While surely my Spanish has improved greatly during the four months I’ve been here, there are still many times where I cannot understand what someone is trying to tell me in Spanish and this is very frustrating. Although I have made many Spanish speaking friends, the language barrier between us has prevented me from being able to have extensive conversations with them at times. This is frustrating because it is difficult to build meaningful relationships when your conversation with them is limited. Having said that, it is very important that you don’t let your frustration make you stop trying. Just from having conversations with Spanish people over and over, my Spanish has improved immensely and that is a great feeling.

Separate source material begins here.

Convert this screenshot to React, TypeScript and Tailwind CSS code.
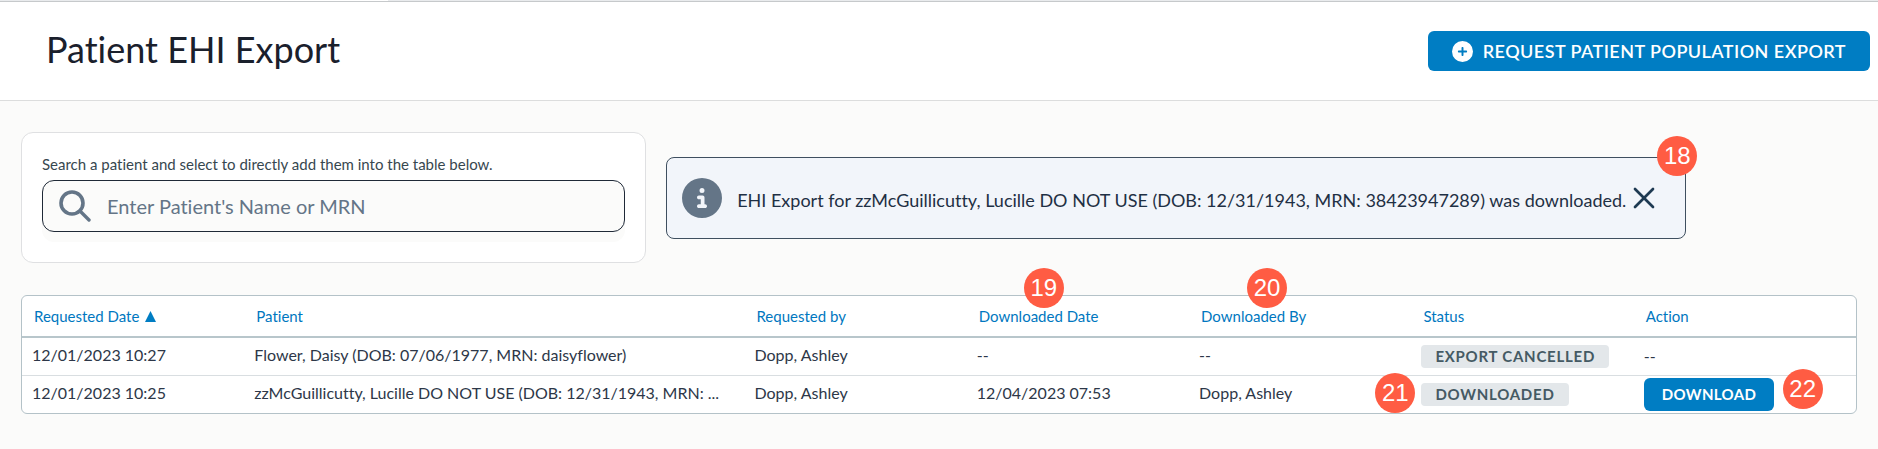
import React from 'react';
import { X } from 'lucide-react';
import { FaCircleInfo, FaCirclePlus } from 'react-icons/fa6';

interface ExportRow {
  id: number;
  requestedDate: string;
  patient: string;
  requestedBy: string;
  downloadedDate: string;
  downloadedBy: string;
  status: string;
  statusMarker?: string;
  canDownload: boolean;
}

const rows: ExportRow[] = [
  {
    id: 1,
    requestedDate: '12/01/2023 10:27',
    patient: 'Flower, Daisy (DOB: 07/06/1977, MRN: daisyflower)',
    requestedBy: 'Dopp, Ashley',
    downloadedDate: '--',
    downloadedBy: '--',
    status: 'EXPORT CANCELLED',
    canDownload: false
  },
  {
    id: 2,
    requestedDate: '12/01/2023 10:25',
    patient: 'zzMcGuillicutty, Lucille DO NOT USE (DOB: 12/31/1943, MRN: ...',
    requestedBy: 'Dopp, Ashley',
    downloadedDate: '12/04/2023 07:53',
    downloadedBy: 'Dopp, Ashley',
    status: 'DOWNLOADED',
    statusMarker: '21',
    canDownload: true
  }
];

// Numbered callout that floats over the element it explains
function Marker({ label, className }: { label: string; className: string }) {
  return (
    <span
      className={`absolute z-10 flex h-10 w-10 items-center justify-center rounded-full bg-[#ff5c43] font-['Liberation_Sans',sans-serif] text-2xl font-normal text-white ${className}`}
    >
      {label}
    </span>
  );
}

function SearchIcon() {
  return (
    <svg viewBox="0 0 32 32" className="h-8 w-8 shrink-0" fill="none" stroke="#647587" strokeWidth="3.6">
      <circle cx="13" cy="13" r="11" />
      <path d="M21 21 30 30" strokeLinecap="round" strokeWidth="3.4" />
    </svg>
  );
}

function PageHeader() {
  return (
    <header className="flex items-center justify-between border-b border-[#dcdddd] bg-white py-[29px] pl-[46px] pr-2">
      <h1 className="pb-1 text-4xl leading-9 text-[#1a202c]">Patient EHI Export</h1>
      <button className="flex h-10 items-center gap-2.5 rounded-md bg-[#007dc3] px-6 text-lg font-semibold tracking-wide text-white">
        <FaCirclePlus size={21} />
        REQUEST PATIENT POPULATION EXPORT
      </button>
    </header>
  );
}

function PatientSearch() {
  return (
    <section className="w-[34.2%] shrink-0 rounded-xl border border-[#dfe0e2] bg-white px-5 pb-[30px] pt-5">
      <label htmlFor="patient-search" className="block text-[15px] leading-[23px] text-[#37474f]">
        Search a patient and select to directly add them into the table below.
      </label>
      <div className="mt-1 flex items-center gap-4 rounded-xl border border-[#1f2937] bg-[#fbfbfa] px-4 shadow-[0_10px_0_0_#fbfbfa]">
        <SearchIcon />
        <input
          id="patient-search"
          type="text"
          placeholder="Enter Patient's Name or MRN"
          className="h-[50px] min-w-0 flex-1 bg-transparent text-xl text-[#1f2937] outline-none placeholder:text-[#647587]"
        />
      </div>
    </section>
  );
}

function DownloadedAlert() {
  return (
    <div role="alert" className="relative flex h-[82px] items-center rounded-lg border border-[#3f4f5f] bg-[#f2f5fa] px-[15px]">
      <FaCircleInfo size={40} className="shrink-0 text-[#647587]" />
      <p className="ml-[15px] pt-1 text-lg text-[#1f3044]">
        EHI Export for zzMcGuillicutty, Lucille DO NOT USE (DOB: 12/31/1943, MRN: 38423947289) was downloaded.
      </p>
      <button aria-label="Dismiss" className="mr-2 text-[#1e3a52]">
        <X size={36} strokeWidth={1.8} />
      </button>
      <Marker label="18" className="-right-3 -top-[22px]" />
    </div>
  );
}

function ExportTable() {
  return (
    <div className="rounded-md border border-[#b4c2c8] bg-white">
      <table className="w-full table-fixed border-collapse text-left">
        <colgroup>
          <col />
          <col className="w-[27.27%]" />
          <col />
          <col />
          <col />
          <col />
          <col />
        </colgroup>
        <thead>
          <tr className="h-[41px] border-b-2 border-[#b8c6cb] text-[15px] text-[#0077c0]">
            <th className="px-3 font-normal">
              <button className="flex items-center gap-1.5">
                Requested Date
                <svg viewBox="0 0 10 10" className="h-[11px] w-[11px] fill-[#007dc3]">
                  <path d="M5 0 10 10H0z" />
                </svg>
              </button>
            </th>
            <th className="px-3 font-normal">Patient</th>
            <th className="px-3 font-normal">Requested by</th>
            <th className="relative px-3 font-normal">
              Downloaded Date
              <Marker label="19" className="-top-7 left-[57px]" />
            </th>
            <th className="relative px-3 font-normal">
              Downloaded By
              <Marker label="20" className="-top-7 left-[58px]" />
            </th>
            <th className="px-3 font-normal">Status</th>
            <th className="px-3 font-normal">Action</th>
          </tr>
        </thead>
        <tbody className="text-base text-[#2d3748]">
          {rows.map(row => (
            <tr key={row.id} className="h-[38px] border-b border-[#d9dee1] last:border-b-0">
              <td className="px-2.5 pb-0.5">{row.requestedDate}</td>
              <td className="whitespace-nowrap px-2.5 pb-0.5">{row.patient}</td>
              <td className="px-2.5 pb-0.5">{row.requestedBy}</td>
              <td className="px-2.5 pb-0.5">{row.downloadedDate}</td>
              <td className="px-2.5 pb-0.5">{row.downloadedBy}</td>
              <td className="relative px-2.5 pb-0.5">
                {row.statusMarker && <Marker label={row.statusMarker} className="-left-9 -top-[3px]" />}
                <span className="inline-block whitespace-nowrap rounded bg-[#e3e7ea] px-3.5 align-middle text-[15px] font-bold leading-[23px] tracking-wider text-[#455a64]">
                  {row.status}
                </span>
              </td>
              <td className="relative px-2.5">
                {row.canDownload ? (
                  <>
                    <button className="block h-[33px] rounded-md bg-[#007dc3] px-[18px] text-[15px] font-bold tracking-wide text-white">
                      DOWNLOAD
                    </button>
                    <Marker label="22" className="-top-[7px] left-[149px]" />
                  </>
                ) : (
                  '--'
                )}
              </td>
            </tr>
          ))}
        </tbody>
      </table>
    </div>
  );
}

export default function App() {
  return (
    <div className="min-h-screen bg-[#fbfbfa] font-[Lato,'Open_Sans',sans-serif] [font-variant-ligatures:none]">
      <div className="flex h-0.5 border-b border-[#c6c9cb] bg-[#e9ebed]">
        <div className="ml-[220px] w-[168px] bg-white" />
      </div>
      <PageHeader />
      <main className="px-[21px] pt-[31px]">
        <div className="flex items-center gap-5 pr-2">
          <PatientSearch />
          <DownloadedAlert />
        </div>
        <div className="mt-8">
          <ExportTable />
        </div>
      </main>
    </div>
  );
}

In general, at least in Spain, people are very patient and understanding when you try to talk to them. They understand that it is not your first language, and they appreciate that you are trying to talk to them in their language. Additionally, many of these people like the opportunity to improve their English, so many times they will try to speak with you in English. This makes it much more comfortable and less frustrating because you are both in the same boat; you are trying to improve your Spanish and they are trying to improve their English.

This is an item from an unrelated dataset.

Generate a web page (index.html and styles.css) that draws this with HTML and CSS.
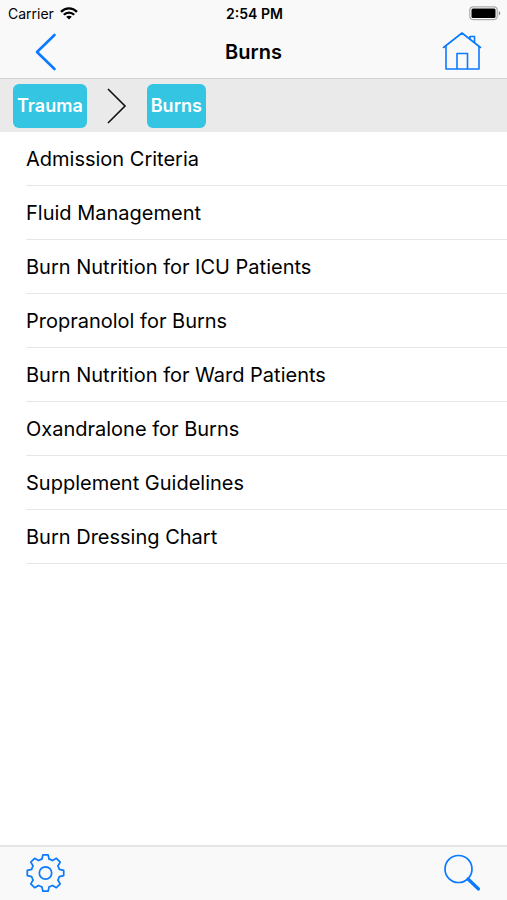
FILE: index.html
```html
<!DOCTYPE html>
<html lang="en">
<head>
<meta charset="utf-8">
<meta name="viewport" content="width=device-width, initial-scale=1">
<title>Burns</title>
<link rel="stylesheet" href="styles.css">
</head>
<body>
<header class="top">
  <div class="status">
    <div class="carrier">
      <span>Carrier</span>
      <svg width="18" height="13" viewBox="0 0 18 13" fill="none" stroke="#000" stroke-width="2.3" aria-hidden="true">
        <path d="M1 4.9C5.5.3 12.5.3 17 4.9"/>
        <path d="M3.8 7.8c3-3 7.400-3 10.400 0"/>
        <path d="M9 12.600 6.200 9.800c1.600-1.500 4-1.500 5.600 0z" fill="#000" stroke="none"/>
      </svg>
    </div>
    <span class="time">2:54 PM</span>
    <svg class="battery" width="32" height="15" viewBox="0 0 32 15" aria-hidden="true">
      <rect x=".8" y=".8" width="27.400" height="12.800" rx="3.500" fill="#fff" stroke="#aaa" stroke-width="1.200"/>
      <rect x="2.500" y="2.500" width="24" height="9.400" rx="1.500"/>
      <path d="M29.800 5c2 .8 2 3.600 0 4.400z" fill="#888"/>
    </svg>
  </div>
  <nav class="navbar" aria-label="Main">
    <button class="icon" aria-label="Back">
      <svg width="40" height="40" viewBox="0 0 40 40"><path d="M29.500 3 12 20 29.500 37" stroke-width="2.600"/></svg>
    </button>
    <h1>Burns</h1>
    <button class="icon" aria-label="Home">
      <svg width="40" height="40" viewBox="0 0 40 40"><path d="M1.500 15.500 20 1l18.500 14.500M4 14v23h33V14M15 37V21.500h10.500V37M28 7V4.500h4.500v6" stroke-width="1.600"/></svg>
    </button>
  </nav>
</header>
<nav class="crumbs" aria-label="Breadcrumb">
  <a class="crumb" href="#">Trauma</a>
  <svg width="20" height="36" viewBox="0 0 20 36" fill="none" stroke="#111" stroke-width="1.600" aria-hidden="true"><path d="M1 1 18 18 1 35"/></svg>
  <a class="crumb" href="#">Burns</a>
</nav>
<main>
  <ul class="list">
    <li><a href="#">Admission Criteria</a></li>
    <li><a href="#">Fluid Management</a></li>
    <li><a href="#">Burn Nutrition for ICU Patients</a></li>
    <li><a href="#">Propranolol for Burns</a></li>
    <li><a href="#">Burn Nutrition for Ward Patients</a></li>
    <li><a href="#">Oxandralone for Burns</a></li>
    <li><a href="#">Supplement Guidelines</a></li>
    <li><a href="#">Burn Dressing Chart</a></li>
  </ul>
</main>
<footer class="toolbar">
  <button class="icon" aria-label="Settings">
    <svg width="40" height="40" viewBox="-20.500 -20 40 40" stroke-width="1.700">
      <path d="M-2.600-18.200H2.600L3.600-13.800Q5.300-13.500 7-12.400L10.900-14.700 14.700-10.900 12.400-7Q13.500-5.300 13.800-3.600L18.200-2.600V2.600L13.800 3.600Q13.500 5.300 12.400 7L14.700 10.900 10.900 14.700 7 12.400Q5.300 13.500 3.600 13.800L2.600 18.200H-2.600L-3.600 13.800Q-5.300 13.500-7 12.400L-10.900 14.700-14.700 10.900-12.400 7Q-13.500 5.300-13.800 3.600L-18.200 2.600V-2.600L-13.800-3.600Q-13.500-5.300-12.400-7L-14.700-10.900-10.900-14.700-7-12.400Q-5.300-13.500-3.600-13.800Z"/>
      <circle r="6.200"/>
    </svg>
  </button>
  <button class="icon" aria-label="Search">
    <svg width="40" height="40" viewBox="0 0 40 40"><circle cx="16.500" cy="16" r="13.500" stroke-width="1.700"/><path d="m26 26 10.500 10" stroke-width="3.200"/></svg>
  </button>
</footer>
</body>
</html>
```
FILE: styles.css
```css
* {
  box-sizing: border-box;
}

body {
  margin: 0;
  min-height: 100vh;
  display: flex;
  flex-direction: column;
  background: #fff;
  color: #000;
  font-family: Inter, "Liberation Sans", sans-serif;
}

a {
  color: inherit;
  text-decoration: none;
}

.top {
  background: #f9f9f9;
  border-bottom: 1px solid #d4d4d4;
}

.status {
  display: grid;
  grid-template-columns: 1fr auto 1fr;
  align-items: center;
  height: 26px;
  padding: 0 6px 0 8px;
  font-size: 14px;
}

.carrier {
  display: flex;
  align-items: center;
  gap: 6px;
}

.time {
  font-weight: 600;
}

.battery {
  justify-self: end;
}

.navbar {
  display: flex;
  align-items: center;
  justify-content: space-between;
  height: 52px;
  padding: 0 25px;
}

h1 {
  margin: 0;
  font-size: 20px;
  font-weight: 600;
}

.icon {
  display: block;
  padding: 0;
  border: 0;
  background: none;
  cursor: pointer;
}

.icon svg {
  display: block;
  fill: none;
  stroke: #0a7aff;
  stroke-linecap: round;
  stroke-linejoin: round;
}

.crumbs {
  display: flex;
  align-items: center;
  gap: 20px;
  height: 53px;
  padding: 0 13px;
  background: #eaeaea;
}

.crumb {
  padding: 0 4px;
  border-radius: 6px;
  background: #34c5e3;
  color: #fff;
  font-size: 18px;
  font-weight: 600;
  line-height: 44px;
}

main {
  flex: 1;
}

.list {
  margin: 0;
  padding: 0 0 0 26px;
  list-style: none;
}

.list a {
  display: block;
  padding-top: 2px;
  border-bottom: 1px solid #e6e6e6;
  font-size: 20px;
  line-height: 51px;
}

.toolbar {
  display: flex;
  align-items: center;
  justify-content: space-between;
  height: 55px;
  padding: 0 25px 2px;
  background: #f9f9f9;
  border-top: 2px solid #e4e4e4;
}
```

As I mentioned before, my advice for other students that plan to study abroad in a country that doesn’t speak English is to keep practicing and don’t let your frustration lead to giving up trying. Another piece of advice I would give, and one that I wish someone would have told me before I came here, is to practice the language a lot before you come. Before I came I thought, my Spanish is good enough to get by over there, I don’t need to practice more. While this is true, my Spanish was good enough to get by, it would have been so much better to be fluent and able to have a perfect conversation in Spanish before I got here.

While it is tempting to just study abroad in a place where the people speak English, I think that learning a new language is a very important and rewarding skill. So, though it may make your experience a bit more difficult in that sense, I highly recommend learning a new language and studying in a country where you can practice that language, as practicing and improving my Spanish has been one of my favorite parts about studying here.